ICLR 2020 papers in two sentences

3 minute read

Published:

This is a list of papers I went through during International Conference on Learning Representations (ICLR) 2020. I want to thank ICLR organizer for selecting me as a volunteer.

Your classifier is secretly an energy based model and you should treat it like one*

This paper propose to learn probability estimation as a joint probability function \(p(x,y), p(x)\) (JEM) as energy function instead of joint probability \(p(x \| y)\), results show such method improve out of distribution detection, robust against adversarial attack and improved model calibration ( if the predictive confidence match with mis-classification rate ). Input x sampling is approximated via Stochastic Gradient Langevin Dynamics, JEM require careful tuning of hyper parameters as well as regularization for stability.

*according to the website manager this ICLR virtual poster receives more than 1k visits traffic ( average poster visit is 400 )

Towards Hierarchical Importance Attribution: Explaining Compositional Semantics for Neural Sequence Models

explanation via weighted value is not enough and introduce a hierarchical explanation model in NLP. The explanation is done via sampling

github code

open review

ELECTRA: Pre-training Text Encoders as Discriminators Rather Than Generators

Train LM to discriminate switched words from input text. Experiments shows ELECTRA converge faster than masked language model BERT.

LAMOL: LAnguage MOdeling for Lifelong Language Learning

Solve catastrophic forgetting by self training language model to generate previous tasks output answer as a way to force model to retain representation of the previous tasks. Results shows LAMOL can reach lifelong learning upper boundary performance ( multi task learning )

Thieves on Sesame Street! Model Extraction of BERT-based APIs

Basically replicate any NLP service using BERT as base, you can replicate their model by minimal costs simply calling their API. Ways to counter this is 1. Watermark, output wrong answer for 0.1% of inputs, 2. Membership classification, output random output for non member inputs

ALBERT: A Lite BERT for Self-supervised Learning of Language Representations

Instead of stack layers of self attention module represent them as a recurrent form. Other strategy such as matrix factorized embedding are introduced to reduce more hyperparameters.

Mixout: Effective Regularization to Finetune Large-scale Pretrained Language Models

mix dropout networks output with the original networks output by a probablity p. In a sense it weakens some connection by a probability for regularization.

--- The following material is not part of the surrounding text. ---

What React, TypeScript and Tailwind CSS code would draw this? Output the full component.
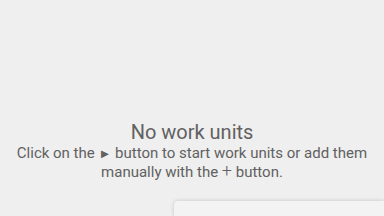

You CAN Teach an Old Dog New Tricks! On Training Knowledge Graph Embeddings

Study work in KG embeddings and affects of their training techniques and provide a framework to benchmark all previous KG embeddings in a same environment. Results found 2011 model RESCAL can reach state of the art by applying better training method.

github code

open review

Massively Multilingual Sparse Word Representations

Introduce a multilingual word vector alignment learned through matrix factorization ( semantic atom x sparse word representation ). Alignment is archive through anchoring the semantic atoms of all other languages with a common source language.

Multilingual Alignment of Contextual Word Representations

Learn multilingual alignment via parallel corpus and create language pairs between source and target word and minimize the distance between pairs as well as the target word and the original model vector to prevent degenerate results.

Inductive Representation Learning On Temporal Graph

Proposed to learn graph represention through time via a reversible time representation function ( kernel ), such method allows inductively infer any node feature at any given time. Based on previous GraphSAGE work, the proposed model can infer any unseen node through inductive method ( Attention in both neighbour and time dimension )

Pretrained Encyclopedia: Weakly Supervised Knowledge-Pretrained Language Model

A simple entity augmentation method to capture knowledge relations ( entity 1 -> relation -> entity 2 ) by replacing entity in a article with another to force language model to learn real world “knowledge”.